The political left-right attack on fee schedules:  Wickersham gives a detailed and informative description of the efforts of left-leaning activists like Ralph Nader who criticized professionalization as an elitist, anti-consumerist measure keeping fees in the hands of the professionals who prevent equal access to such services; and economists on the right, like Milton Freidman, who criticized professionalization as a means of avoiding free-market entrepreneurialism and competition. This portrayal, accurate as it is, makes it appear that these two forces themselves, coincidentally or perhaps ironically, forced professional firms to act like businesses in response. But he fails to link both of these movements to the larger phenomenon that motivated both Freidman and Nader (and also the government regulators) namely, the rise of national and global neo-liberalism that swept all of them along. The 70’s was the era of Margaret Thatcher and her anti-welfare state policies; Ronald Reagan and his union-busting, trickle-down economics; and the demise of Keynsianism and rise, beyond Milton Freidman, of supply-side economics. The importance of this contextualization is three-fold: it displaces the cause-effect model Wickersham describes (left/right advocacy=cause; government action/professional business interest=effect) to one that identifies capitalism’s changing dynamic as the cause of all of these; it focuses our attention on a dynamic larger than mere political happenstance to challenge our sense of professional autonomy; and it makes clear that what was at work in this era was not merely a call to have architecture operate as a business but one that was anti-labor at its core. (More on this later.)

The elimination of standard fee structures is the cause of new multivalent practices: Anti-trust provisions eliminated the last vestiges of fee schedules as points of reference for architects, but hardly created new-found freedom in services and pricing. Wickersham implies that the variety of compensation models and related scopes of services that today’s architects deploy originated in the open space created by the elimination of such guidelines, but we suspect (and propose to research) that this is a correlated but not causal relationship. The exuberance of global capitalism and the resulting explosion of building it catalyzed, along with increasing complex technical demands of building itself, required architects to provide more complex services with more varied consultants; consider, by way of example, requirements for sustainability and enhanced life safety codes as but two indicators of the more complex enterprise of architecture design. More complicated projects delivered in more complex systems of contracts and obligations means a richer set of services required by providers.

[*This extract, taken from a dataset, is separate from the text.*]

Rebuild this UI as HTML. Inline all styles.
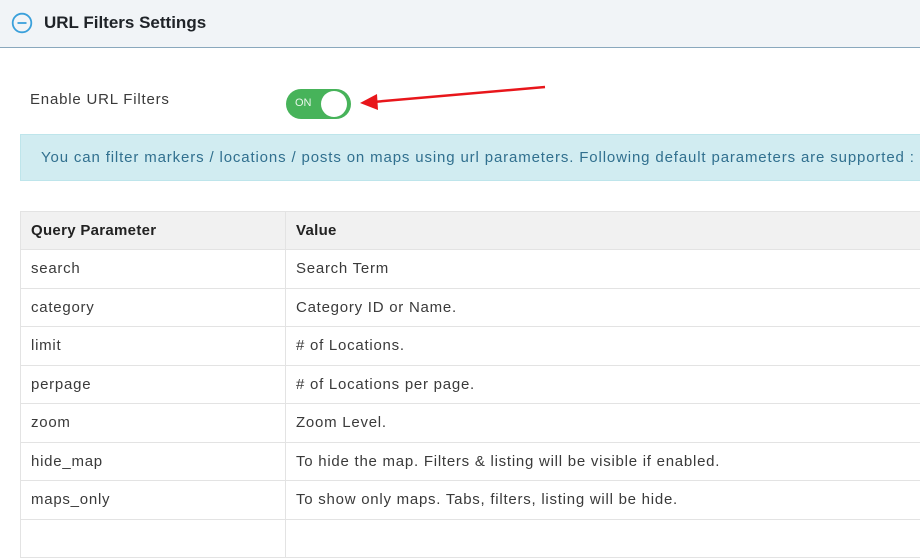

Architects in this expanded, multivalent realm of business models have garnered higher fees: Wickersham is careful to point out that it is the larger firms that have been able to increase fees by 15% while smaller firms have witnessed decreases, at least as specified by Gutman in the period directly after the consent decrees. But his narrative implies that these larger firms define the success of the profession, given that they dominate the global market and have increasingly swallowed up midsize offices. At the same time, he points out that deregulation has unleashed more efficient computer technology which in turn proves the legitimacy of laissez-faire economics. What is missed in this account is not only the quickly passed-over decrease in revenue for the small firms (which constitute 50% of the profession, but the fact that both small and larger firms compete against each other for a decreased proportion of AEC revenue as larger more complex buildings, designed by larger firms, take a bigger portion of the fee pie..  Compensation, however, has grown at only a 3.6% rate from 1993 to 2015 according to AIA data.The easiest way to offer a client more while charging less is to take advantage of an unlimited supply of labor that works unregulated hours and uncompensated overtime. (This labor-unfriendly environment is, of course, the legacy of ongoing neo-liberalism.) In other words, the conclusions that Wickersham draws misrepresents a more complex assessment of actual architectural value/compensation for production effort. Understanding this trend will require further research correlating fee volume relative to construction volume and compensation, which we propose to do in the future.

Further, design fees, even when “fixed” by industry standards before anti-trust busting, have always been a function of the commoditized nature of construction business models, and even today, with varied flavors of compensation strategies available (lump sums, hourly rates, percentage of construction, etc.), the vast majority of these techniques are means to lump sum, further commoditized fees. Recent AIA data (from the 2013 Firm Survey) indicates that 80% of compensation approaches employed by US architects are variation on lump-sum, commoditized fees. Anti-trust may have created opportunities for different ways of getting paid, and at the same time different services were being provided. But there is little evidence that architects made lots more money nor did salaries and profitability rise as a result. In fact, most compensation is based on the same techniques that pre-dated the consent decrees, simply generated in different ways and without the guidelines that precipitated the Justice Department actions in the first place.

This critique is not meant to neutralize Wickersham’s effort to explicate  the effects of antitrust laws on the profession. Rather, it aims to broaden the discussions and the agency that might come of such discussions. If he wonders, at the end, about how the profession, in a world of shattered ethics that once supported fee schedules, might address the need for the profession to be accessible to the underprivileged, we think that a complete assessment of changed architectural value is necessary.